Charging Lithium Ion (or Polymer) batteries can be a hazardous and difficult challenge. At any time during the battery's discharge cycle, a charger may be applied and unless the correct method and level of charge is applied, damage to the battery may occur. To avoid this, any charge scheme must first monitor several battery and charger parameters before determining the correct charging mode to apply.

One such charger is the AAT3680 Battery Manager from Advanced Analogic Technologies. Packaged in a small MSOP8 package, the AAT3680, with a minimal number of external components (Figure 1), provides the control and interface to correctly charge either a single cell or a two cell Lithium Ion battery pack with a single cell voltage of 4,2 V.

Figure 1

The charge cycle

The charge and discharge cycle of a Lithium Ion battery is shown in Figure 2. As can be seen, fully discharged, the battery voltage can be as low as 2,6 V and fully charged as high as 4,2 V. To maximise the battery lifetime and to replenish the charge as quickly as possible, a typical charging scheme will employ both constant current and constant voltage techniques and apply them at the optimum point on the discharge curve. To achieve this battery voltage, charging current, charger voltage and battery temperature must be continuously monitored. In the event of battery over-charge, over-temperature, short circuit, charger over-voltage, or charger chip over-temperature, the AAT3680 will shutdown, therefore protecting the system.

Figure 2

Operation

A typical charging sequence is as follows: Starting with a fully discharged battery, the terminal voltage can be significantly below 3 V. Charging at the full rate of charge at low battery voltages can significantly reduce the lifetime of the battery. Therefore, below 3,1 V the battery must be preconditioned and the AAT3680 applies a charging current equal to approximately 10% of the full charging current (Trickle Charge Mode). To increase the rate of conditioning, therefore reducing the charge time, the AAT3680 has an option to increase the trickle charge current by a factor of two. This will slightly increase the battery temperature, but the battery temperature monitor will ensure that accelerated conditioning will not damage the battery. Once the battery voltage reaches the 3,1 V threshold the AAT3680 will now move into constant current mode and charge the battery via an external PNP transistor at a current defined by a current sense resistor. Charging will continue in constant current mode until the battery reaches the charge regulation voltage. Here the AAT3680 moves into constant voltage mode and will continue until the charging current falls to the charge termination threshold (4,1 or 4,2 V). During this time the voltage is maintained within 1% of its final value. Charging will now cease and will not restart unless the battery voltage falls below the battery recharge voltage threshold. In either a fully charged state or when the charger is not connected, the AAT3680 will go into sleep mode consuming typically less than 3 µA. In operating mode the AAT3680 consumes a miserly 2 mA.

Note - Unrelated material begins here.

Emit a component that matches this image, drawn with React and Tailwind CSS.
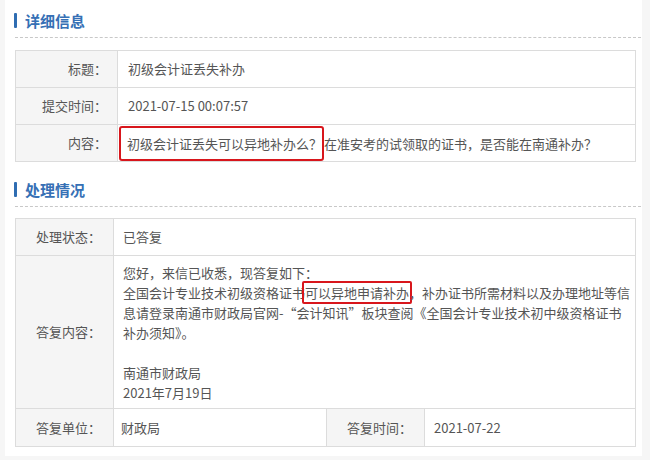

One of the unique features of the AAT3680 is its status pin. An open drain serial output is capable of displaying five distinct status functions with one external LED connected between the drain and charger voltage. These functions are: Sleep/Charge Complete, Over-temperature, Battery conditioning, Constant Current Mode and, Constant Voltage Mode. There are four time periods to determine a status word and with one period equal to one second, a complete word will take four seconds to display through a LED. During the power up sequence, this time period can be decreased to 40 µs allowing this status to be read by a system µcontroller in 160 µs.

Summary

The AAT3680 is an advanced Lithium Ion battery charge and management IC, specifically designed for low cost compact portable applications. Its small size and minimal external parts count make charging Lithium Ion batteries both safe and reliable. Its unique output status pin coupled with an almost negligible current drain makes it an ideal component for use in portable appliances where size, efficiency and functionality are key design parameters.